En cuisine, ce sont surtout les chefs européens qui ont contribué à la popularité des champignons sauvages en transmettant leurs connaissances et leur passion à leurs collègues québécois. «Cet engouement a suivi l'évolution de la restauration vers une production du terroir et la recherche d'aliments sauvages qui ajouteraient une note d'authenticité supplémentaire à notre cuisine régionale, ce qui est très positif», explique M. Auclair, au même titre que l'utilisation de têtes de violon, de salicorne ou de coeurs de quenouilles.

«À la fin des années 80, les jeunes chefs de la trempe de Daniel Vézina et de Normand Laprise ont construit un réseau solide de fournisseurs de ces produits sauvages, des gens comme 4 François Brouillard ou Gérald Le Gal, du Gourmet sauvage. Dans la foulée, plusieurs se sont essayé à développer la cueillette commerciale, faisant un peu n'importe quoi n'importe comment, plutôt menés par le désir de faire de l'argent. Mais comme la cueillette de champignons sauvages est une entreprise difficile, que les chefs cuisiniers encadrent de façon assez stricte, je crois qu'une sélection naturelle va se faire très rapidement et que seuls les vrais professionnels vont demeurer.»

La loterie mycologique

Passé Saint-Aimé-des-Lacs, Régis Hervé stationne sa camionnette à l'entrée d'un petit sentier où il pratique le ski de fond l'hiver. Il a préparé un grand panier d'osier. «L'automne, c'est la grosse saison des champignons sauvages et elle bat son plein jusqu'aux gelées d'octobre», précise Régis, qui admet que bien des cuisiniers préfèrent néanmoins aller cueillir les variétés de printemps (morilles) ou d'été (chanterelles, mousserons, pleurotes). Pendant que je m'extasie sur les plants de bleuets sauvages bien mûrs à perte de vue, lui s'est déjà mis en chasse. Son panier au bras, il marche devant en scrutant les alentours avec minutie. «Ah! Voici notre premier cèpe de Bordeaux. Le meilleur de sa famille. C'est une merveille avec des ris de veau ou un beau râble de lapin!» Régis s'accroupit, inspecte le pied, s'assure que cette beauté charnue n'est pas mangée par les insectes, puis il pratique une incision bien nette à sa base avec un petit couteau aiguisé. On n'arrache pas les champignons, on les coupe à leur base si l'on veut préserver la ressource.

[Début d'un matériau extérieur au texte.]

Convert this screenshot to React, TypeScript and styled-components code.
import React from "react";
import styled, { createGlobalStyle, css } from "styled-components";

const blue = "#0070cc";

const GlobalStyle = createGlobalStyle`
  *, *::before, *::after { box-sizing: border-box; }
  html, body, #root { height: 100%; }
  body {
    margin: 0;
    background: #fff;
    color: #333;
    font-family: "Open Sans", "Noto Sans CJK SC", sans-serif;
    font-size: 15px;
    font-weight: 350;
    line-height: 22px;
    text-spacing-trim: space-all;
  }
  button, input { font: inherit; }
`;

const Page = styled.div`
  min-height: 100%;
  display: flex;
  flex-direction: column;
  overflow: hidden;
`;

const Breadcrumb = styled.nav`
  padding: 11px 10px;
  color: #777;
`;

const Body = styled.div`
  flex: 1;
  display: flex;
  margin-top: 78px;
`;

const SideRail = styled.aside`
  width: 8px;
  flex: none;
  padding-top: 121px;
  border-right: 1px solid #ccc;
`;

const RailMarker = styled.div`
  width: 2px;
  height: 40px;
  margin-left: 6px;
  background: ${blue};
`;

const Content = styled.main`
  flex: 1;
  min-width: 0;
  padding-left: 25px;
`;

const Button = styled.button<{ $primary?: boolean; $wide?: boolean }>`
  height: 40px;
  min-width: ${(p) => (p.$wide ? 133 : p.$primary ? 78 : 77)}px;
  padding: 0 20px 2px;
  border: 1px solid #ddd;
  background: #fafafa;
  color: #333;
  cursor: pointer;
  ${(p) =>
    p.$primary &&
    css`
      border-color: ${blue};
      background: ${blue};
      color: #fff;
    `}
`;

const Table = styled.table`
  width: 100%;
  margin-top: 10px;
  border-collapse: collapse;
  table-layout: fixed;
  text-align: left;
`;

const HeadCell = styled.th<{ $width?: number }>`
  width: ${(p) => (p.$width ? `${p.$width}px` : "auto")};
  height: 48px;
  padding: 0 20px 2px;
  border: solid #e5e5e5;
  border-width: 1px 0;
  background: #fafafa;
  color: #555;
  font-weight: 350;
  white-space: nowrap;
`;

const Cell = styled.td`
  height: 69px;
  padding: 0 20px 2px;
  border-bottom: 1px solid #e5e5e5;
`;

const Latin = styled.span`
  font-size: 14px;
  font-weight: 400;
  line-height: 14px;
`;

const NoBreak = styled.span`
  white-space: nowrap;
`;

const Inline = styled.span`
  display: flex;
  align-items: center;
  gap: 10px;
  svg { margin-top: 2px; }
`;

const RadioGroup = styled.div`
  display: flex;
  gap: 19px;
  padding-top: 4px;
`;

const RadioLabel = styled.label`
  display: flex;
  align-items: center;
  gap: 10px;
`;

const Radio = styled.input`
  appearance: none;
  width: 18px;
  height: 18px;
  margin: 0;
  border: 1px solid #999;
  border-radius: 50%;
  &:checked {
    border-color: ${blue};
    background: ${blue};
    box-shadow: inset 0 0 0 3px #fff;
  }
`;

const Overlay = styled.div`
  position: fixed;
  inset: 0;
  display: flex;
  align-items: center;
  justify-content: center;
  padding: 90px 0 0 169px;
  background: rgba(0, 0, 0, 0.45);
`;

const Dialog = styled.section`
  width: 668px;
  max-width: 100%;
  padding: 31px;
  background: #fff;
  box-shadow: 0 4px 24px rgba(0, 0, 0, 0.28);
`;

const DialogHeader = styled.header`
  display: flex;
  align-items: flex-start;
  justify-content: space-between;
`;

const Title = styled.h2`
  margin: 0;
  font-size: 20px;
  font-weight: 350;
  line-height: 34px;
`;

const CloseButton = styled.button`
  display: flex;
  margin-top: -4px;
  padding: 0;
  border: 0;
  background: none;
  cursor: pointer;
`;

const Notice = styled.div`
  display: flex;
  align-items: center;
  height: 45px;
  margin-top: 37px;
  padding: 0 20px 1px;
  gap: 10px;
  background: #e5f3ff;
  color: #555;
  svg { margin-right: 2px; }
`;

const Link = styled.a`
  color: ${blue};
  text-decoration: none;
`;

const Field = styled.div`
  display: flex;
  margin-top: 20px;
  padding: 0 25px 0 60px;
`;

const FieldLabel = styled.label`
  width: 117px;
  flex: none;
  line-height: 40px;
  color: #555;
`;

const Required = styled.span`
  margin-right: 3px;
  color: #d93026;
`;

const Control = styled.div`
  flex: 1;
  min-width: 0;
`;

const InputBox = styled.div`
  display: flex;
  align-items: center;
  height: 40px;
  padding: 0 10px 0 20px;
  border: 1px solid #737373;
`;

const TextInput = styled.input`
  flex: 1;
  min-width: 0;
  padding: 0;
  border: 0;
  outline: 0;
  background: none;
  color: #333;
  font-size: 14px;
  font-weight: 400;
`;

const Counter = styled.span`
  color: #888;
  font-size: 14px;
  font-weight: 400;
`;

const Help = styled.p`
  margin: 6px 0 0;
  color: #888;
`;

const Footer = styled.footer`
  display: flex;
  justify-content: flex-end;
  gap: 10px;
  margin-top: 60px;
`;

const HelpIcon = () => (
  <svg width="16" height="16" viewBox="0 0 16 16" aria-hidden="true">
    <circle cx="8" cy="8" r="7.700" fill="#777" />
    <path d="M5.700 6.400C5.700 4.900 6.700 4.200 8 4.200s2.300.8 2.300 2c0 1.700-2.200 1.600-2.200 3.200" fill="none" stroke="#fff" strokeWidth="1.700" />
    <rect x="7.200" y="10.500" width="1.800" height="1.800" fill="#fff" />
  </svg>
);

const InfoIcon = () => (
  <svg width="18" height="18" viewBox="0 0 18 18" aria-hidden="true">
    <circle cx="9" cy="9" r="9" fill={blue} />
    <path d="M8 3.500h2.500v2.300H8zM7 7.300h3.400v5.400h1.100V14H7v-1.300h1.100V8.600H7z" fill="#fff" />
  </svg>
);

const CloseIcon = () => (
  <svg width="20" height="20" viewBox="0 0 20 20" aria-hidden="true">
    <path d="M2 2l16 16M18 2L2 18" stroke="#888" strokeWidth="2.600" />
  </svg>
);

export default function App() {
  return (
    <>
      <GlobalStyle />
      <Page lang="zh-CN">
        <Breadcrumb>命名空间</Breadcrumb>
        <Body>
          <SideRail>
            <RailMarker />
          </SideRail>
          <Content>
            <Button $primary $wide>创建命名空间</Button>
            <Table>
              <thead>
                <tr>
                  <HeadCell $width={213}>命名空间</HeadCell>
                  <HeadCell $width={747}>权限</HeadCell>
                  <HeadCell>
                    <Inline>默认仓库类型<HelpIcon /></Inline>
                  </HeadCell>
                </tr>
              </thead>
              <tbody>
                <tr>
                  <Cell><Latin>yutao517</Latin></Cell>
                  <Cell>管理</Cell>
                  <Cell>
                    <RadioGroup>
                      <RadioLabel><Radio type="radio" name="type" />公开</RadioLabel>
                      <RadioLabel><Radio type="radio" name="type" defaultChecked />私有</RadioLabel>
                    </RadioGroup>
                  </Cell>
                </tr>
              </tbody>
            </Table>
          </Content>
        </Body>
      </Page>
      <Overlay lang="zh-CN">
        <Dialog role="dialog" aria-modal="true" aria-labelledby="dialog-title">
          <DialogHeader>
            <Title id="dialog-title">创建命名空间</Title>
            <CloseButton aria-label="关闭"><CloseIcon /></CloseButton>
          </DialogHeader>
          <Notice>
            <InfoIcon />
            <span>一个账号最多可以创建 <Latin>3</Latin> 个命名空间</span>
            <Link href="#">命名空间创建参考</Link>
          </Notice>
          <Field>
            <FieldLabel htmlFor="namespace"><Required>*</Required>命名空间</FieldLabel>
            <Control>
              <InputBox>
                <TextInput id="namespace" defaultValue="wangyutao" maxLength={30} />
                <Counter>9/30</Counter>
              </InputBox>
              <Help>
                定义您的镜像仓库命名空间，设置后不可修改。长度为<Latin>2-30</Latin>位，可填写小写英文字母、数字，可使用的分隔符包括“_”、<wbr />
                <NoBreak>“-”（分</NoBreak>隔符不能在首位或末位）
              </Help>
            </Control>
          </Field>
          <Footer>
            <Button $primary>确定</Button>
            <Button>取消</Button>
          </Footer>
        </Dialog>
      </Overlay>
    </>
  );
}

Régis s'enfonce de plus en plus loin dans le bois, piqué par cette passion très ancienne qui l'a repris. «C'est comme une chasse au trésor et ça évoque aussi un peu la fièvre du jeu. Quand tu commences, tu ne sais pas ce que tu vas trouver ni en quelle quantité et tu en veux toujours plus», m'explique-t-il en humant une russule blanche qui a un parfum de noisette. Ensuite, il me montre une grosse russule, ce champignon d'un beau orange vibrant qui pousse en deux temps. «Tu vois, pour un mycologue, le défi, c'est d'être au bon moment au bon endroit parce que les champignons étant constitués de 95 % d'eau, leur durée de vie ne dépasse pas 48 heures. Mais cette russule est à point et elle sera la vedette de notre fricassée de champignons de ce soir.» Après avoir découvert plusieurs beaux lactaires délicieux et rempli notre panier, nous mettons le cap sur la cuisine de Régis. Nous en serons quittes pour revenir une autre fois débusquer les longs coprins chevelus, les psalliotes, les girolles et les exquis bolets. Après tout, la saison de la chasse ne fait que commencer!